DATASET RECORDS:
━━━━━━━━━━━━━━━━

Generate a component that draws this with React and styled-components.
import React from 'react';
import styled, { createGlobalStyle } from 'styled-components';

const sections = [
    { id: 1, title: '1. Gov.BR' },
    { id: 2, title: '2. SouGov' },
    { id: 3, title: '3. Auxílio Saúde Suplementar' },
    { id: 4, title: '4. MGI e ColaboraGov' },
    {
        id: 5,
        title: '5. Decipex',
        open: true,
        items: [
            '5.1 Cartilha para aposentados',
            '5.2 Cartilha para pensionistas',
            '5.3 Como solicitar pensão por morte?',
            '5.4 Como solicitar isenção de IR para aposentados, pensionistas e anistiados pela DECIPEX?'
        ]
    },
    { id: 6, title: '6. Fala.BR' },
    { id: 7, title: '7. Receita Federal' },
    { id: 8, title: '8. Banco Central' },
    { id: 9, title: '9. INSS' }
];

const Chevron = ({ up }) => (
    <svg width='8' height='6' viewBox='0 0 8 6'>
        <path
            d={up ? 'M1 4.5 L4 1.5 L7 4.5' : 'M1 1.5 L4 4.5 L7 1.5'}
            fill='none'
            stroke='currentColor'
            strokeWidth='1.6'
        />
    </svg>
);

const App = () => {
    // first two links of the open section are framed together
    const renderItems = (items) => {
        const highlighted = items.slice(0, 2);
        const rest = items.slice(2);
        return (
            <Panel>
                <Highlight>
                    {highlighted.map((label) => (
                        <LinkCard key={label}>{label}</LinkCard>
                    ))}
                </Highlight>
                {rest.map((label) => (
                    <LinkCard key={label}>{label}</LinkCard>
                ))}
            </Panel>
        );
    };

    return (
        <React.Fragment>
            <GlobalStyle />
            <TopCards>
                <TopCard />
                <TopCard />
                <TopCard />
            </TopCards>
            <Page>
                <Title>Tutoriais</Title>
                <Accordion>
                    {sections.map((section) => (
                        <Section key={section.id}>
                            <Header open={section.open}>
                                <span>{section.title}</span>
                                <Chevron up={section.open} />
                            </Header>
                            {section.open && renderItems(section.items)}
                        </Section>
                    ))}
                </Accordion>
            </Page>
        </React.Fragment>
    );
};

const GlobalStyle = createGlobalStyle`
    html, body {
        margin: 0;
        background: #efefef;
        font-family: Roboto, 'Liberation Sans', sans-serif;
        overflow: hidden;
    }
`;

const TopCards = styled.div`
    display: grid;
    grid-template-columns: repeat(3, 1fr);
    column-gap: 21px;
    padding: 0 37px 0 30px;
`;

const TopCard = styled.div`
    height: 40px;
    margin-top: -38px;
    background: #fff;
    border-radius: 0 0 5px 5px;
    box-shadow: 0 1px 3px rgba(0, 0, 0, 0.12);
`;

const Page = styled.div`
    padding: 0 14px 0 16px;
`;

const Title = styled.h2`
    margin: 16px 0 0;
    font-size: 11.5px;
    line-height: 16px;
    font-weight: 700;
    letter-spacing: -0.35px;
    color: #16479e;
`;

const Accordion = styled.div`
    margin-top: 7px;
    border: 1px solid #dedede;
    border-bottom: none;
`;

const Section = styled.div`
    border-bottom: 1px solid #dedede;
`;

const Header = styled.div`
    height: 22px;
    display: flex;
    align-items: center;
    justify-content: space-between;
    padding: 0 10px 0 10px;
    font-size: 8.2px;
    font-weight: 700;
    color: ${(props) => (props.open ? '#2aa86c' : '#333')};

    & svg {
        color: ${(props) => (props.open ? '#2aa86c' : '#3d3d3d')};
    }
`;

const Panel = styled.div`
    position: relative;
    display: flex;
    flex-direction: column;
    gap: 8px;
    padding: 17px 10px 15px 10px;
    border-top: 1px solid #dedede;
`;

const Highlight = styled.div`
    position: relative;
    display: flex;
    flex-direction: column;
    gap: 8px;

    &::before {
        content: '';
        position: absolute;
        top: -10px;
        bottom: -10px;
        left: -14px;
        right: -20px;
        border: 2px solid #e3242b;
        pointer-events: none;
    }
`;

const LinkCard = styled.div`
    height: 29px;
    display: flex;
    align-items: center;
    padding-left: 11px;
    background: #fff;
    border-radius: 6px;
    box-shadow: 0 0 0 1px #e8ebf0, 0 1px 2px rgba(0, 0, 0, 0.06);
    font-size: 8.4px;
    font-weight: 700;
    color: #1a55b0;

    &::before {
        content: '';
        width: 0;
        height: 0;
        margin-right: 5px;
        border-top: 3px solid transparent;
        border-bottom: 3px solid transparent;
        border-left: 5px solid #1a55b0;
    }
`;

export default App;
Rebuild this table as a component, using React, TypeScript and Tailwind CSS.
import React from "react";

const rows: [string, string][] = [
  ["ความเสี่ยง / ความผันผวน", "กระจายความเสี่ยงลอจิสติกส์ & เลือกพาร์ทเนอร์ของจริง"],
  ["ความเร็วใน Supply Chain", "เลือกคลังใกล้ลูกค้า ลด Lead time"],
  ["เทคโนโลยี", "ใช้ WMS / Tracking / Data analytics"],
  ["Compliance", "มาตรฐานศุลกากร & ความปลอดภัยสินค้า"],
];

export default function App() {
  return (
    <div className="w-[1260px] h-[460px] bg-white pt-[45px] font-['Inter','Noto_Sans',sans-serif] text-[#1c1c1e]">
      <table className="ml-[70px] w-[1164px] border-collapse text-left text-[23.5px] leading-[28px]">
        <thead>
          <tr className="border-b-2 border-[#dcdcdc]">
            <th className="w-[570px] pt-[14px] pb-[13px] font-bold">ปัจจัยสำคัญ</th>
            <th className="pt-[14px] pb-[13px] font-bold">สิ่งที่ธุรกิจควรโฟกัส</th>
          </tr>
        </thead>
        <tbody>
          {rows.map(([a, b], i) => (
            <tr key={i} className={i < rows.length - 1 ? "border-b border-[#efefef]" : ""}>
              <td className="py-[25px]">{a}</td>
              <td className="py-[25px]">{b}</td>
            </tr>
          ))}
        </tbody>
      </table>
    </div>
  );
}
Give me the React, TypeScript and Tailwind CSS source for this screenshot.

━━━━━━━━━━━━━━━━

GIVEN TASK:
Which lines above contain "components"? Show each of them.

RESULT:
Generate a component that draws this with React and styled-components.
import styled, { createGlobalStyle } from 'styled-components';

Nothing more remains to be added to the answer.